TASK REQUIREMENTS: Reproduce the material below line by line, beginning with its first line and ending with the line that contains "icons ---------- */"; leave out pictures.

DATA PROVIDED:
::::::::::

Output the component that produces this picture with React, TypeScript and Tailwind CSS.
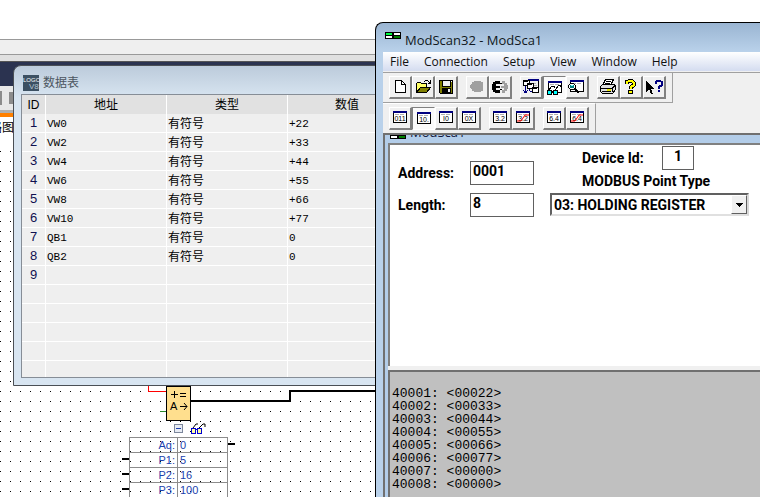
import React, { useState } from 'react';
import clsx from 'clsx';

interface DataRow {
    address: string;
    type: string;
    value: string;
}

const dataRows: DataRow[] = [
    { address: 'VW0', type: '有符号', value: '+22' },
    { address: 'VW2', type: '有符号', value: '+33' },
    { address: 'VW4', type: '有符号', value: '+44' },
    { address: 'VW6', type: '有符号', value: '+55' },
    { address: 'VW8', type: '有符号', value: '+66' },
    { address: 'VW10', type: '有符号', value: '+77' },
    { address: 'QB1', type: '有符号', value: '0' },
    { address: 'QB2', type: '有符号', value: '0' },
];

const ROW_COUNT = 14;

const registers = ['00022', '00033', '00044', '00055', '00066', '00077', '00000', '00000'];

const params = [
    ['Aq:', '0'],
    ['P1:', '5'],
    ['P2:', '16'],
    ['P3:', '100'],
];

/* ---------- toolbar icons ---------- */

const Icon: React.FC<{ children: React.ReactNode }> = ({ children }) => (
    <svg width="18" height="18" viewBox="0 0 18 18" shapeRendering="crispEdges" fill="none" className="shrink-0">
        {children}
    </svg>
);

const NewIcon = () => (
    <Icon>
        <path d="M4.5 2.5h6l4 4v8h-10z" fill="#fff" stroke="#000" />
        <path d="M10.5 2.5v4h4" stroke="#000" />
    </Icon>
);

const OpenIcon = () => (
    <Icon>
        <path d="M2.5 14.5v-9l1-1h3l1 1h5v4h-5z" fill="#ffff66" stroke="#000" />
        <path d="M2.5 14.5l4-5h10l-4 5z" fill="#808000" stroke="#000" />
        <path d="M10 3.5h1M11 2.5h3M14 3.5h1M15 4.5h1M16.5 2v4M14 5.5h3" stroke="#000" />
    </Icon>
);

const SaveIcon = () => (
    <Icon>
        <path d="M2.500 2.500h13v13h-12l-1-1z" fill="#808000" stroke="#000" />
        <path d="M5.500 2.500h8v6h-8z" fill="#f0f0f0" stroke="#000" />
        <path d="M5 10h9v5H5z" fill="#000" />
        <path d="M11 11h2v3h-2z" fill="#f0f0f0" />
        <path d="M14 3h1v1h-1z" fill="#fff" />
    </Icon>
);

const DisconnectIcon = () => (
    <Icon>
        <path d="M6 3h7v1h2v9h-2v1H6v-1H4v-2H3V6h1V4h2z" fill="#a0a0a0" />
        <path d="M2 7h2v3H2z" fill="#a0a0a0" />
    </Icon>
);

const ConnectIcon = () => (
    <Icon>
        <path d="M4 3h5v3H5v2h4v2H5v2h4v3H4v-1H2v-2H1V6h1V4h2z" fill="#000" />
        <path d="M9 5h2v1H9zM9 11h2v1H9z" fill="#000" />
        <path d="M11 3h3v2h2v2h1v4h-1v2h-2v2h-3v-3h2v-2h-3V8h3V6h-2z" fill="#a0a0a0" />
    </Icon>
);

const CascadeIcon = () => (
    <Icon>
        <path d="M6 1h11v2H6z" fill="#000080" />
        <path d="M16.5 3v6" stroke="#000" />
        <path d="M10 5h4M12 7h3" stroke="#b0b0b0" />
        <path d="M1.5 2.5h6v5h-6z" fill="#fff" stroke="#000" />
        <path d="M5.5 5.5h6v5h-6z" fill="#fff" stroke="#000" />
        <path d="M10.5 9.5h6v5h-6z" fill="#fff" stroke="#000" />
        <path d="M1 3h5v1H1zM6 6h4v1H6zM11 10h4v1h-4z" fill="#000" />
        <path d="M3.5 8v7M1.5 12v1M2.5 13v2M5.5 12v1M4.5 13v2M7.5 11v2M8 13.5h2" stroke="#000080" />
    </Icon>
);

const MiniWindow: React.FC<{ children?: React.ReactNode }> = ({ children }) => (
    <Icon>
        <path d="M2.5 2.5h13v11h-13z" fill="#fff" stroke="#000" />
        <path d="M2 2h14v2H2z" fill="#000080" />
        <path d="M4 5.500h4M9 5.500h4" stroke="#b0b0b0" />
        {children}
    </Icon>
);

const WatchIcon = () => (
    <MiniWindow>
        <path d="M3 11l3-4h2v2M9 11l4-5h1v2" stroke="#000" />
        <path d="M1.5 11.5h4v4h-4zM7.5 11.5h4v4h-4z" fill="#00ffff" stroke="#000" />
        <path d="M5 12.5h3" stroke="#000" />
    </MiniWindow>
);

const ZoomIcon = () => (
    <MiniWindow>
        <path d="M2.5 5.500h3l2 2v2l-2 2h-3l-2-2v-2z" fill="#fff" stroke="#000" />
        <path d="M2 7h4v3H2z" fill="#008080" />
        <path d="M3 7h2v1H3z" fill="#80ffff" />
        <path d="M6 10h2v1h1v1h1v1h1v2H9v-1H8v-1H7v-1H6z" fill="#000" />
    </MiniWindow>
);

const PrintIcon = () => (
    <Icon>
        <path d="M6.5 1.5h8l-3 6h-8z" fill="#fff" stroke="#000" />
        <path d="M7 3.5h5M6 5.5h5" stroke="#000" />
        <path d="M1.5 8.5l2-2h11l2 1v4l-3 4h-10l-2-2z" fill="#e0e0e0" stroke="#000" />
        <path d="M2 10.500h11l3-3M13.500 10v4M3 13.500h9" stroke="#000" />
        <path d="M8 11h4v2H8z" fill="#e8e800" />
    </Icon>
);

const AboutIcon = () => (
    <Icon>
        <path d="M5 6V4l2-1h3l2 2v2l-3 2v2" stroke="#000" strokeWidth="4" />
        <path d="M6 12h5v4H6z" fill="#000" />
        <path d="M5 6V4l2-1h3l2 2v2l-3 2v2" stroke="#ffff00" strokeWidth="2" />
        <path d="M7 13h3v2H7z" fill="#ffff00" />
    </Icon>
);

const ContextHelpIcon = () => (
    <Icon>
        <path d="M1 3v11l3-3 2 5h2l-2-5h4z" fill="#000" />
        <path d="M11 6V4l1-1h3l2 1v3l-3 2v2" stroke="#000080" strokeWidth="2" />
        <path d="M13 12h2v2h-2z" fill="#000080" />
    </Icon>
);

const FormatIcon: React.FC<{ text: string; swapped?: boolean }> = ({ text, swapped }) => (
    <MiniWindow>
        <text x="9" y="12" textAnchor="middle" fontSize="7" fill="#000" stroke="none" fontFamily="Liberation Sans, sans-serif">
            {text}
        </text>
        {swapped && <path d="M3 12h4l4-6h4" stroke="#f00" strokeWidth="1" shapeRendering="auto" />}
    </MiniWindow>
);

const ModScanLogo = () => (
    <svg width="16" height="7" viewBox="0 0 16 7" shapeRendering="crispEdges">
        <path d="M0 0h16v7H0z" fill="#000" />
        <path d="M1 1h6v2H1z" fill="#00ff40" />
        <path d="M9 1h6v2H9zM1 4h6v2H1z" fill="#fff" />
        <path d="M9 4h6v2H9z" fill="#008000" />
    </svg>
);

/* ---------- toolbars ---------- */

interface ToolButtonProps {
    label: string;
    pressed?: boolean;
    children: React.ReactNode;
}

const ToolButton: React.FC<ToolButtonProps> = ({ label, pressed, children }) => (
    <button
        type="button"
        aria-label={label}
        aria-pressed={pressed}
        className={clsx(
            'flex h-[23px] w-[23px] items-center justify-center border',
            pressed
                ? 'border-t-[#808080] border-l-[#808080] border-r-white border-b-white bg-[#fafafa] pt-px pl-px'
                : 'border-t-white border-l-white border-r-2 border-b-2 border-r-[#808080] border-b-[#808080] bg-[#f0f0f0]'
        )}
    >
        {children}
    </button>
);

const ToolGroup: React.FC<{ children: React.ReactNode }> = ({ children }) => <div className="flex">{children}</div>;

const Toolbars = () => (
    <div className="flex flex-col items-start bg-[#f0f0f0]">
        <div className="flex h-[30px] items-center gap-2 border-r border-b border-[#a0a0a0] px-1.5">
            <ToolGroup>
                <ToolButton label="New"><NewIcon /></ToolButton>
                <ToolButton label="Open"><OpenIcon /></ToolButton>
                <ToolButton label="Save"><SaveIcon /></ToolButton>
            </ToolGroup>
            <ToolGroup>
                <ToolButton label="Disconnect"><DisconnectIcon /></ToolButton>
                <ToolButton label="Connect"><ConnectIcon /></ToolButton>
            </ToolGroup>
            <ToolGroup>
                <ToolButton label="Data definition"><CascadeIcon /></ToolButton>
                <ToolButton label="Show data" pressed><WatchIcon /></ToolButton>
                <ToolButton label="Show traffic"><ZoomIcon /></ToolButton>
            </ToolGroup>
            <ToolGroup>
                <ToolButton label="Print"><PrintIcon /></ToolButton>
                <ToolButton label="About"><AboutIcon /></ToolButton>
                <ToolButton label="Context help"><ContextHelpIcon /></ToolButton>
            </ToolGroup>
        </div>
        <div className="flex h-[30px] items-center gap-2 border-t border-r border-t-white border-r-[#a0a0a0] px-1.5">
            <ToolGroup>
                <ToolButton label="Binary"><FormatIcon text="011" /></ToolButton>
                <ToolButton label="Decimal" pressed><FormatIcon text="10." /></ToolButton>
                <ToolButton label="Integer"><FormatIcon text="I0" /></ToolButton>
                <ToolButton label="Hex"><FormatIcon text="0X" /></ToolButton>
            </ToolGroup>
            <ToolGroup>
                <ToolButton label="Float 32"><FormatIcon text="3.2" /></ToolButton>
                <ToolButton label="Float 32 swapped"><FormatIcon text="3.2" swapped /></ToolButton>
            </ToolGroup>
            <ToolGroup>
                <ToolButton label="Float 64"><FormatIcon text="6.4" /></ToolButton>
                <ToolButton label="Float 64 swapped"><FormatIcon text="6.4" swapped /></ToolButton>
            </ToolGroup>
        </div>
    </div>
);

/* ---------- LOGO! editor behind the windows ---------- */

const Diagram = () => (
    <div className="relative flex-1 overflow-hidden">
        <svg className="absolute inset-0 h-full w-full" shapeRendering="crispEdges" fill="none">
            <defs>
                <pattern id="dots" width="10" height="10" patternUnits="userSpaceOnUse">
                    <rect x="0" y="6" width="1" height="1" fill="#000" />
                </pattern>
            </defs>
            <rect width="100%" height="100%" fill="url(#dots)" />
            <path d="M148.500 230v16.500h18" stroke="#f00" />
            <path d="M160 266.500h7" stroke="#2a8a2a" />
            <path d="M191 256h99v-10h100" stroke="#000" strokeWidth="2" />
            <rect x="166.500" y="241.500" width="24" height="34" fill="#ffdf8e" stroke="#000" />
            <path d="M171 249.500h7M174.500 246v7M180 248.500h6M180 251.500h6" stroke="#000" />
            <text x="170" y="265" fontSize="11" fill="#000" fontFamily="Liberation Sans, sans-serif">A</text>
            <path d="M180 261.500h7M184 258l3 3.500-3 3.500" stroke="#000" shapeRendering="auto" />
            <rect x="174.500" y="279.500" width="8" height="8" fill="#e8ecf4" stroke="#7c879c" />
            <path d="M176 283.500h5" stroke="#1c3fae" />
            <path d="M193 283l3-4h2M199 283l4-4h2v3" stroke="#000" shapeRendering="auto" />
            <path d="M191.500 283.500h4v5h-4zM197.500 283.500h4v5h-4z" fill="#ffffa0" stroke="#0000d0" />
            <path d="M195 284.500h3" stroke="#0000d0" />
            <path d="M228 299h7M122 314h7M122 329h7M122 344h7" stroke="#000" strokeWidth="2" />
        </svg>
        <table className="absolute top-[292px] left-[129px] w-[99px] table-fixed border-collapse text-[11px] leading-[14px] text-[#1c3fae]">
            <tbody>
                {params.map(([name, value]) => (
                    <tr key={name} className="h-[15px]">
                        <th scope="row" className="w-12 border border-[#8c8c8c] p-0 pr-0.5 text-right font-normal">{name}</th>
                        <td className="border border-[#8c8c8c] p-0 pl-0.5">{value}</td>
                    </tr>
                ))}
            </tbody>
        </table>
    </div>
);

const Editor = () => (
    <div className="flex h-full flex-col bg-white">
        <div className="h-[39px]" />
        <div className="h-4 border-y border-[#999999] bg-[#efefef]" />
        <div className="h-1.5 bg-[#e0e0e0]" />
        <div className="h-[25px] border-t border-[#555555] bg-[#2b3350]" />
        <div className="flex h-6 items-center gap-[7px] bg-[#e8e8e8]">
            <div className="h-3.5 w-0.5 bg-[#8c8c8c]" />
            <div className="h-3 w-3 bg-[#8c8c8c]" />
        </div>
        <div className="h-[3px] bg-[#b0b0b0]" />
        <div className="h-1 bg-[#ff8000]" />
        <div className="-ml-2.5 flex h-7 items-center pb-1.5 text-xs text-black">路图</div>
        <Diagram />
    </div>
);

/* ---------- data table window ---------- */

const DataTableWindow = () => (
    <section className="absolute top-[65px] left-[13px] w-[402px] rounded-tl-lg border border-[#4a4f55] bg-[#d8e5f1] bg-linear-to-b from-[#bccbdb] to-[#d8e5f1] to-10% px-[7px] pb-[7px]">
        <header className="flex h-7 items-center gap-1 pt-1.5 pl-0.5">
            <svg width="16" height="16" viewBox="0 0 16 16">
                <rect width="16" height="16" fill="#3c5062" />
                <text x="0" y="7" fontSize="6" fill="#fff" fontFamily="Liberation Sans, sans-serif">LOGO</text>
                <text x="6" y="14" fontSize="8" fill="#b4c4d0" fontFamily="Liberation Sans, sans-serif">V8</text>
            </svg>
            <h2 className="text-xs text-[#4c5560]">数据表</h2>
        </header>
        <div className="h-[284px] overflow-hidden border border-[#868d96] bg-[#efefef]">
            <table className="w-full table-fixed border-separate border-spacing-0 text-xs text-black">
                <thead>
                    <tr className="h-[19px] bg-[#e1e1e1]">
                        <th className="w-6 border-r border-white p-0 font-normal">ID</th>
                        <th className="w-[121px] border-r border-white p-0 font-normal">地址</th>
                        <th className="w-[121px] border-r border-white p-0 font-normal">类型</th>
                        <th className="p-0 font-normal">数值</th>
                    </tr>
                </thead>
                <tbody>
                    {Array.from({ length: ROW_COUNT }, (_, i) => {
                        const row = dataRows[i];
                        return (
                            <tr key={i} className="h-[19px] leading-4">
                                <td className="border-r border-b border-white p-0 text-center text-[13px] text-[#101050]">{i < 9 ? i + 1 : ''}</td>
                                <td className="border-r border-b border-white p-0 pt-0.5 pl-px font-['Liberation_Mono',monospace] text-[11px]">{row?.address}</td>
                                <td className="border-r border-b border-white p-0 pt-0.5 pl-px">{row?.type}</td>
                                <td className="border-b border-white p-0 pt-0.5 pl-px font-['Liberation_Mono',monospace] text-[11px]">{row?.value}</td>
                            </tr>
                        );
                    })}
                </tbody>
            </table>
        </div>
    </section>
);

/* ---------- ModScan32 window ---------- */

const inputClass = 'h-6 border border-[#606060] bg-white px-0.5 pb-1 outline-none';

const PointForm = () => {
    const [address, setAddress] = useState('0001');
    const [length, setLength] = useState('8');
    const [deviceId, setDeviceId] = useState('1');

    return (
        <form className="flex h-[223px] items-start gap-4 border-t-2 border-l-2 border-[#808080] bg-white pl-2 font-['Roboto','Liberation_Sans',sans-serif] text-sm font-bold text-black">
            <div className="flex flex-col gap-2 pt-4">
                <div className="flex items-center">
                    <label htmlFor="address" className="w-18">Address:</label>
                    <input id="address" className={clsx(inputClass, 'w-16')} value={address} onChange={e => setAddress(e.target.value)} />
                </div>
                <div className="flex items-center">
                    <label htmlFor="length" className="w-18">Length:</label>
                    <input id="length" className={clsx(inputClass, 'w-16')} value={length} onChange={e => setLength(e.target.value)} />
                </div>
            </div>
            <div className="flex flex-col pt-px">
                <div className="flex items-center pl-8">
                    <label htmlFor="device" className="w-20">Device Id:</label>
                    <input id="device" className={clsx(inputClass, 'w-8 text-center')} value={deviceId} onChange={e => setDeviceId(e.target.value)} />
                </div>
                <label htmlFor="point-type" className="h-[23px] pl-8 leading-[23px]">MODBUS Point Type</label>
                <div className="relative">
                    <select
                        id="point-type"
                        className="h-[23px] w-[199px] appearance-none border-2 border-t-[#606060] border-l-[#606060] border-r-[#d8d8d8] border-b-[#e0e0e0] bg-white pl-0.5 outline-none"
                    >
                        <option>03: HOLDING REGISTER</option>
                    </select>
                    <span className="pointer-events-none absolute top-0.5 right-0.5 flex h-[19px] w-4 items-center justify-center border border-t-white border-l-white border-r-[#606060] border-b-[#606060] bg-[#f0f0f0]">
                        <svg width="7" height="4" viewBox="0 0 7 4" shapeRendering="crispEdges">
                            <path d="M0 0h7v1H0zM1 1h5v1H1zM2 2h3v1H2zM3 3h1v1H3z" fill="#000" />
                        </svg>
                    </span>
                </div>
            </div>
        </form>
    );
};

const ModScanWindow = () => (
    <section className="absolute top-[22px] right-0 bottom-0 left-[375px] flex flex-col overflow-hidden rounded-tl-lg border-t border-l border-black bg-[#b9d1ea] bg-linear-to-b from-[#9ab5d2] to-[#b9d1ea] to-6% pl-[7px] font-['Open_Sans','Noto_Sans',sans-serif]">
        <header className="flex h-[29px] shrink-0 items-center gap-1 pl-0.5">
            <div className="pb-1">
                <ModScanLogo />
            </div>
            <h1 className="pt-1.5 text-[13px] text-[#101820]">ModScan32 - ModSca1</h1>
        </header>
        <nav className="flex h-[19px] shrink-0 items-center gap-[15px] bg-linear-to-b from-white to-[#d4dcf0] pl-[7px] text-xs leading-[19px] text-[#101010]">
            <button type="button">File</button>
            <button type="button">Connection</button>
            <button type="button">Setup</button>
            <button type="button">View</button>
            <button type="button">Window</button>
            <button type="button">Help</button>
        </nav>
        <div className="h-0.5 shrink-0 border-b border-[#a0a0a0] bg-[#f0f0f0]" />
        <Toolbars />
        <div className="flex min-h-0 flex-1 flex-col border-t-2 border-l-2 border-[#707070] bg-[#b3cde9] pl-[3px]">
            <div className="flex h-2 shrink-0 items-end gap-1 overflow-hidden pb-1 pl-0.5">
                <ModScanLogo />
                <h2 className="text-[13px] leading-[13px] text-[#101840]">ModSca1</h2>
            </div>
            <PointForm />
            <div className="h-1 shrink-0 bg-[#f0f0f0]" />
            <pre className="flex-1 border-t-2 border-l-2 border-[#707070] bg-[#c0c0c0] pt-[15px] pl-0.5 font-['Liberation_Mono',monospace] text-[13px] leading-[13px] text-black">
                {registers.map((value, i) => `${40001 + i}: <${value}>`).join('\n')}
            </pre>
        </div>
    </section>
);

export default function App() {
    return (
        <main className="relative h-screen overflow-hidden bg-white font-['Liberation_Sans','Noto_Sans_CJK_SC',sans-serif]">
            <Editor />
            <DataTableWindow />
            <ModScanWindow />
        </main>
    );
}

::::::::::

ANSWER FOR THE TASK:
Output the component that produces this picture with React, TypeScript and Tailwind CSS.
import React, { useState } from 'react';
import clsx from 'clsx';

interface DataRow {
    address: string;
    type: string;
    value: string;
}

const dataRows: DataRow[] = [
    { address: 'VW0', type: '有符号', value: '+22' },
    { address: 'VW2', type: '有符号', value: '+33' },
    { address: 'VW4', type: '有符号', value: '+44' },
    { address: 'VW6', type: '有符号', value: '+55' },
    { address: 'VW8', type: '有符号', value: '+66' },
    { address: 'VW10', type: '有符号', value: '+77' },
    { address: 'QB1', type: '有符号', value: '0' },
    { address: 'QB2', type: '有符号', value: '0' },
];

const ROW_COUNT = 14;

const registers = ['00022', '00033', '00044', '00055', '00066', '00077', '00000', '00000'];

const params = [
    ['Aq:', '0'],
    ['P1:', '5'],
    ['P2:', '16'],
    ['P3:', '100'],
];

/* ---------- toolbar icons ---------- */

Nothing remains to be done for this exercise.